The obvious solution here is to get back to socializing in-real-life again. But sometimes that’s easier said than done. Maybe you’re an introvert who struggles to connect face-to-face. Maybe you’re too exhausted after work to do anything more than log onto Facebook and like a few pictures. Or maybe you have a hard time scheduling in-person get-togethers because of everyone’s busy schedules
No matter what’s holding you back from tackling your loneliness head-on, don’t worry. I know a simple way to feel far less lonely within the next three months…
1 obvious reason (and 1 less obvious reason) dogs take a bite out of loneliness
A recent University of Sydney study revealed a way to tackle your loneliness in the next three months — adopt a dog.
I know, I know. Adopting a dog is a big commitment that shouldn’t be undertaken lightly. But if you really are lonely and you like dogs, you should consider it. Here’s why…
In their study, University of Sydney researchers found that new dog owners felt far less lonely within three months of getting a dog than people who didn’t have dogs. People who adopted dogs also felt less upset and scared than people without dogs. And these benefits lasted for the whole eight-month study.
Now, it’s easy to assume the reason dog owners feel less lonely is that dogs are good companions. And that’s probably part of it. But there’s likely another reason dogs take a bite out of loneliness…
Dogs need walks. So if you have a dog, you’re more likely to get out into your neighborhood. Once you’re out in the world, you’re more likely to interact with other people.
In fact, dogs (and other animals) are a great social lubricant. They make it easier to break the ice and socialize with other people. Just think about it…
Who are you more likely to talk to?
A man walking by himself? Or a man walking an adorable Boston terrier in a holiday sweater?
I’m guessing the man with the dog will end up in way more impromptu conversations.

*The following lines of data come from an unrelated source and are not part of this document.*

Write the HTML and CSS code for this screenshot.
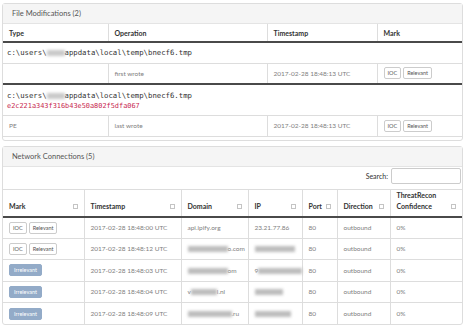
FILE: index.html
```html
<!DOCTYPE html>
<html lang="en">
<head>
    <meta charset="UTF-8">
    <title>Report</title>
    <link rel="stylesheet" href="styles.css">
</head>
<body>
<div class="page">
    <div class="panel">
        <div class="panel-heading">File Modifications (2)</div>
        <table class="tbl files">
            <colgroup>
                <col class="c-type">
                <col class="c-op">
                <col class="c-ts">
                <col>
            </colgroup>
            <thead>
            <tr><th>Type</th><th>Operation</th><th>Timestamp</th><th>Mark</th></tr>
            </thead>
            <tbody class="group">
            <tr class="path">
                <td colspan="4"><code class="fname">c:\users\<span class="blur b18"></span>appdata\local\temp\bnecf6.tmp</code></td>
            </tr>
            <tr class="op">
                <td></td>
                <td>first wrote</td>
                <td>2017-02-28 18:48:13 UTC</td>
                <td><button class="btn">IOC</button><button class="btn">Relevant</button></td>
            </tr>
            </tbody>
            <tbody class="group">
            <tr class="path hash-row">
                <td colspan="4">
                    <code class="fname">c:\users\<span class="blur b18"></span>appdata\local\temp\bnecf6.tmp</code>
                    <code class="hash">e2c221a343f316b43e50a802f5dfa067</code>
                </td>
            </tr>
            <tr class="op">
                <td>PE</td>
                <td>last wrote</td>
                <td>2017-02-28 18:48:13 UTC</td>
                <td><button class="btn">IOC</button><button class="btn">Relevant</button></td>
            </tr>
            </tbody>
        </table>
    </div>

    <div class="panel">
        <div class="panel-heading">Network Connections (5)</div>
        <div class="search">
            <label for="q">Search:</label>
            <input id="q" type="text">
        </div>
        <table class="tbl net">
            <colgroup>
                <col class="n-mark">
                <col class="n-ts">
                <col class="n-dom">
                <col class="n-ip">
                <col class="n-port">
                <col class="n-dir">
                <col>
            </colgroup>
            <thead>
            <tr>
                <th><div class="th-in">Mark<span class="sort"></span></div></th>
                <th><div class="th-in">Timestamp<span class="sort"></span></div></th>
                <th><div class="th-in">Domain<span class="sort"></span></div></th>
                <th><div class="th-in">IP<span class="sort"></span></div></th>
                <th><div class="th-in">Port<span class="sort"></span></div></th>
                <th><div class="th-in">Direction<span class="sort"></span></div></th>
                <th><div class="th-in">ThreatRecon<br>Confidence<span class="sort"></span></div></th>
            </tr>
            </thead>
            <tbody>
            <tr>
                <td><button class="btn">IOC</button><button class="btn">Relevant</button></td>
                <td>2017-02-28 18:48:00 UTC</td>
                <td>api.ipify.org</td>
                <td>23.21.77.86</td>
                <td>80</td>
                <td>outbound</td>
                <td>0%</td>
            </tr>
            <tr>
                <td><button class="btn">IOC</button><button class="btn">Relevant</button></td>
                <td>2017-02-28 18:48:12 UTC</td>
                <td class="clip"><span class="blur b40"></span>o.com</td>
                <td><span class="blur b40"></span></td>
                <td>80</td>
                <td>outbound</td>
                <td>0%</td>
            </tr>
            <tr>
                <td><button class="btn btn-irr">Irrelevant</button></td>
                <td>2017-02-28 18:48:03 UTC</td>
                <td class="clip"><span class="blur b40"></span>om</td>
                <td class="spill">9<span class="blur b44"></span></td>
                <td>80</td>
                <td>outbound</td>
                <td>0%</td>
            </tr>
            <tr>
                <td><button class="btn btn-irr">Irrelevant</button></td>
                <td>2017-02-28 18:48:04 UTC</td>
                <td>v<span class="blur b26"></span>l.nl</td>
                <td><span class="blur b28"></span></td>
                <td>80</td>
                <td>outbound</td>
                <td>0%</td>
            </tr>
            <tr>
                <td><button class="btn btn-irr">Irrelevant</button></td>
                <td>2017-02-28 18:48:09 UTC</td>
                <td class="clip"><span class="blur b44"></span>.ru</td>
                <td><span class="blur b36"></span></td>
                <td>80</td>
                <td>outbound</td>
                <td>0%</td>
            </tr>
            </tbody>
        </table>
    </div>
</div>
</body>
</html>
```

FILE: styles.css
```css
* {
    box-sizing: border-box;
    padding: 0;
    margin: 0;
}

body {
    font-family: Lato, "Open Sans", sans-serif;
    color: #333;
    background: #fff;
}

.page {
    padding: 3px 5px 0 2px;
}

.panel {
    border: 1px solid #ddd;
    border-radius: 3px;
    background: #fff;
}

.panel + .panel {
    margin-top: 5px;
}

.panel-heading {
    height: 20px;
    padding: 0 9px;
    background: #f5f5f5;
    border-bottom: 1px solid #e4e4e4;
    font-size: 7.5px;
    line-height: 20px;
    color: #555;
}

/* tables */
.tbl {
    width: 100%;
    border-collapse: collapse;
    table-layout: fixed;
}

.tbl th {
    font-size: 7px;
    font-weight: bold;
    text-align: left;
    vertical-align: bottom;
    padding: 0 6px 4px;
    color: #333;
    border-left: 1px solid #ddd;
    border-bottom: 2px solid #4a4a4a;
}

.tbl td {
    font-size: 6.5px;
    color: #808080;
    padding: 0 6px;
    border-top: 1px solid #ddd;
    border-left: 1px solid #ddd;
    vertical-align: middle;
    white-space: nowrap;
}

.tbl th:first-child,
.tbl td:first-child {
    border-left: none;
}

/* file modifications */
.c-type { width: 105px; }
.c-op { width: 159px; }
.c-ts { width: 110px; }

.files {
    margin-bottom: 3px;
}

.files thead th {
    height: 18px;
}

.files .path td {
    height: 21px;
    padding: 0 4px;
}

.files .hash-row td {
    height: 31px;
    padding-top: 2px;
}

.files .op td {
    height: 21px;
}

.files .group + .group tr:first-child td {
    border-top: 2px solid #4a4a4a;
}

.files tbody:last-child tr:last-child td {
    border-bottom: 1px solid #ddd;
}

.fname {
    display: block;
    font-family: "DejaVu Sans Mono", "Liberation Mono", monospace;
    font-size: 7.3px;
    color: #333;
    line-height: 10px;
}

.hash {
    display: block;
    font-family: "DejaVu Sans Mono", "Liberation Mono", monospace;
    font-size: 6.9px;
    color: #c7254e;
    line-height: 10px;
}

.blur {
    display: inline-block;
    height: 6px;
    background: #bdbdbd;
    filter: blur(1.4px);
    vertical-align: middle;
}

.b18 { width: 18px; background: #c9c9c9; }
.b26 { width: 26px; }
.b28 { width: 28px; }
.b36 { width: 36px; }
.b40 { width: 40px; }
.b44 { width: 44px; }

.btn {
    display: inline-block;
    font-family: Lato, "Open Sans", sans-serif;
    font-size: 5.5px;
    height: 12px;
    line-height: 10px;
    padding: 0 3px;
    border: 1px solid #ccc;
    border-radius: 2px;
    background: #fff;
    color: #555;
    margin-right: 2px;
    vertical-align: middle;
}

.btn-irr {
    background: #93abc8;
    border-color: #93abc8;
    color: #fff;
    padding: 0 4px;
}

/* network connections */
.search {
    display: flex;
    justify-content: flex-end;
    align-items: center;
    gap: 3px;
    padding: 1px 1px 5px;
}

.search label {
    font-size: 7px;
    color: #333;
}

.search input {
    width: 70px;
    height: 16px;
    border: 1px solid #ccc;
    border-radius: 2px;
}

.n-mark { width: 81px; }
.n-ts { width: 97px; }
.n-dom { width: 67px; }
.n-ip { width: 54px; }
.n-port { width: 35px; }
.n-dir { width: 53px; }

.net thead th {
    height: 25px;
    border-top: 1px solid #ddd;
    line-height: 11px;
}

.th-in {
    display: flex;
    justify-content: space-between;
    align-items: flex-end;
}

.sort {
    width: 5px;
    height: 5px;
    border: 1px solid #c4c4c4;
    margin-bottom: 3px;
    flex-shrink: 0;
}

.net td {
    height: 21.5px;
}

.clip {
    overflow: hidden;
}

.spill .blur {
    margin-right: -12px;
}
```
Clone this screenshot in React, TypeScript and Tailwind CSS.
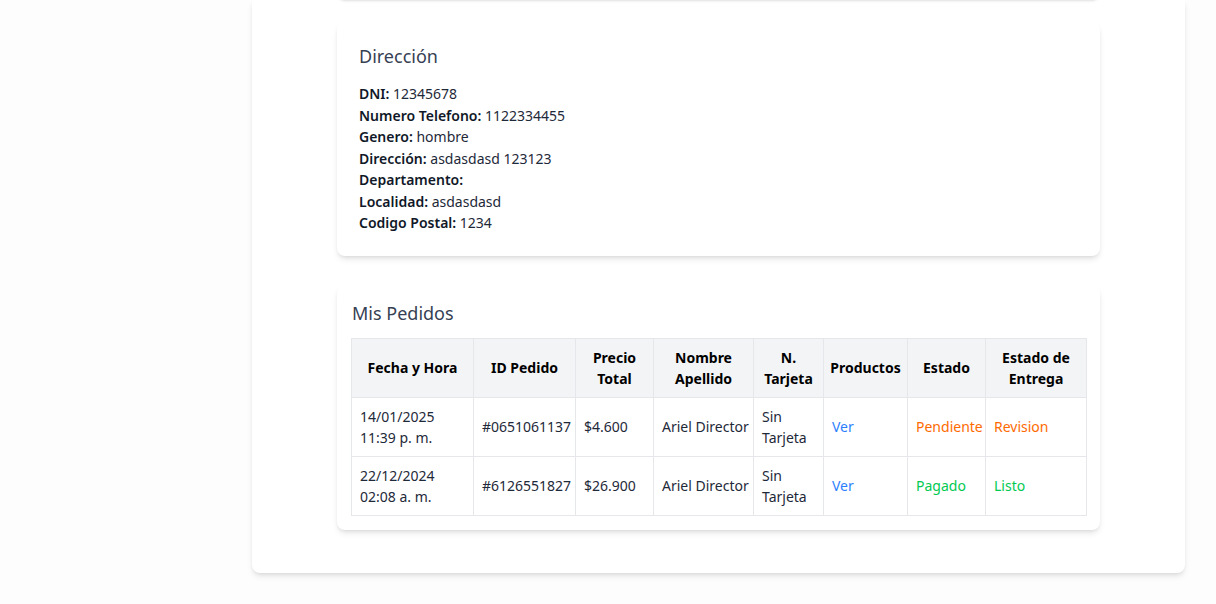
import React from "react";

const info: [string, string][] = [
  ["DNI:", "12345678"],
  ["Numero Telefono:", "1122334455"],
  ["Genero:", "hombre"],
  ["Dirección:", "asdasdasd 123123"],
  ["Departamento:", ""],
  ["Localidad:", "asdasdasd"],
  ["Codigo Postal:", "1234"],
];

const headers = [
  { t: ["Fecha y Hora"], w: "w-[122px]" },
  { t: ["ID Pedido"], w: "w-[102px]" },
  { t: ["Precio", "Total"], w: "w-[78px]" },
  { t: ["Nombre", "Apellido"], w: "w-[100px]" },
  { t: ["N.", "Tarjeta"], w: "w-[70px]" },
  { t: ["Productos"], w: "w-[84px]" },
  { t: ["Estado"], w: "w-[78px]" },
  { t: ["Estado de", "Entrega"], w: "w-[101px]" },
];

const rows = [
  {
    fecha: ["14/01/2025", "11:39 p. m."],
    id: "#0651061137",
    precio: "$4.600",
    nombre: "Ariel Director",
    estado: "Pendiente",
    entrega: "Revision",
    color: "text-orange-500",
  },
  {
    fecha: ["22/12/2024", "02:08 a. m."],
    id: "#6126551827",
    precio: "$26.900",
    nombre: "Ariel Director",
    estado: "Pagado",
    entrega: "Listo",
    color: "text-green-500",
  },
];

export default function App() {
  const td = "border border-gray-200 px-2 py-2 align-middle whitespace-nowrap";
  return (
    <div className="min-h-[604px] bg-[#fdfdfd] flex font-['Noto_Sans',sans-serif] text-gray-800">
      <div className="w-[252px] shrink-0" />
      <div className="w-[933px] shrink-0 self-start bg-white rounded-b-lg shadow-md pb-[43px] flex flex-col items-center">
        <div className="w-[763px] h-[10px] -mt-[10px] bg-white rounded-b-lg shadow-sm" />
        <div className="w-[763px] mt-[22px] bg-white rounded-lg shadow-md pt-5 pb-[22px] px-[22px]">
          <h2 className="text-lg leading-7 text-gray-700 mb-[13px]">Dirección</h2>
          <div className="text-sm leading-[21.5px]">
            {info.map(([k, v]) => (
              <div key={k}>
                <span className="font-semibold text-gray-900">{k}</span>
                {v ? " " + v : ""}
              </div>
            ))}
          </div>
        </div>
        <div className="w-[763px] mt-[29px] bg-white rounded-lg shadow-md p-3.5">
          <h2 className="text-lg leading-7 text-gray-700 mb-[11px] pl-[1px]">Mis Pedidos</h2>
          <table className="w-[735px] table-fixed border-collapse text-sm leading-[21px]">
            <thead>
              <tr className="bg-gray-100">
                {headers.map((h, i) => (
                  <th
                    key={i}
                    className={`${h.w} border border-gray-200 px-1 py-2 font-bold text-black text-center align-middle whitespace-nowrap`}
                  >
                    {h.t.map((l) => (
                      <div key={l}>{l}</div>
                    ))}
                  </th>
                ))}
              </tr>
            </thead>
            <tbody>
              {rows.map((r) => (
                <tr key={r.id}>
                  <td className={td}>
                    <div>{r.fecha[0]}</div>
                    <div>{r.fecha[1]}</div>
                  </td>
                  <td className={td}>{r.id}</td>
                  <td className={td}>{r.precio}</td>
                  <td className={td}>{r.nombre}</td>
                  <td className={td}>
                    <div>Sin</div>
                    <div>Tarjeta</div>
                  </td>
                  <td className={`${td} text-blue-500`}>Ver</td>
                  <td className={`${td} ${r.color}`}>{r.estado}</td>
                  <td className={`${td} ${r.color}`}>{r.entrega}</td>
                </tr>
              ))}
            </tbody>
          </table>
        </div>
      </div>
    </div>
  );
}
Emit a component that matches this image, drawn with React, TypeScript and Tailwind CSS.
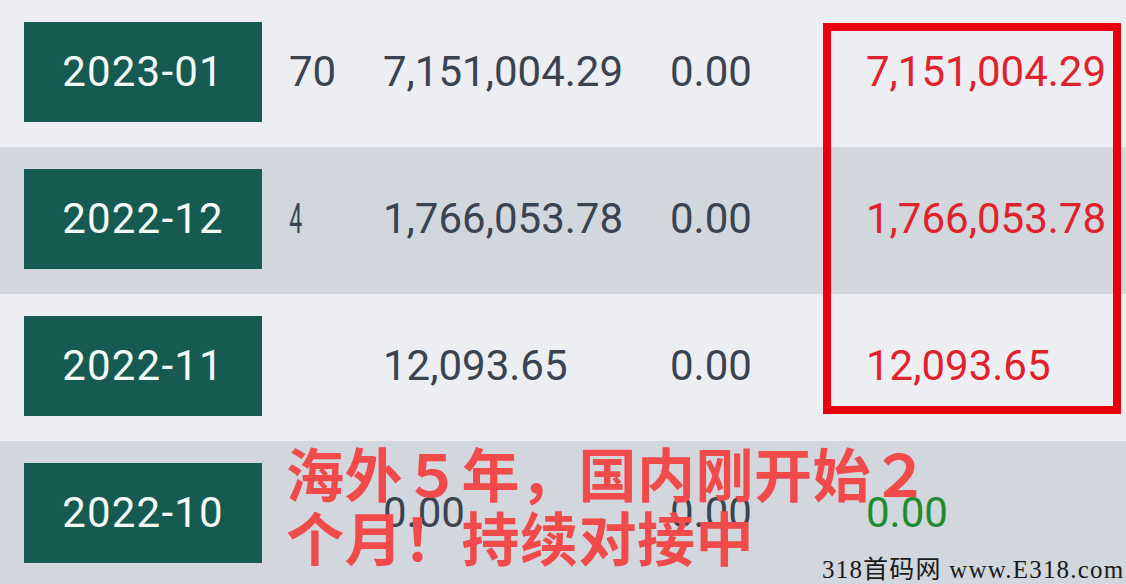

So, even though a new dog won’t necessarily get you to your friend’s house to see her new baby. (Or if your friend loves dogs, maybe it will. She can meet your dog and you can meet her baby.) It will inspire you to get out in the real world and socialize more. Who knows? If you head out to trails, dog parks and other places dog lovers congregate frequently enough, you could make a long list of friends you never would’ve known without your canine companion.
Consider this before adopting a dog…
If you’re thinking a dog will be too much work, keep in mind: you don’t have to adopt a puppy or even a young dog.
Middle-aged and senior dogs are usually more mellow and easily fit into a low-key lifestyle. In fact, the time I adopted a five-year-old black lab/chow mix was the easiest adoption experience I’ve ever had. You can also look for low-maintenance dog breeds that pretty much only require food, a walk, and a warm bed, like pugs, French bulldogs, basset hounds, and Havanese.
In other words? There are all sorts of dogs out there. If you do your research, you can easily find one that fits your lifestyle. Start your search on Petfinder.com. It provides information on different breeds and dog care. Plus, it has a searchable database that lets you look through all the adoptable dogs in your area. If you start your search today, you’ll be well on your way to a less lonely life.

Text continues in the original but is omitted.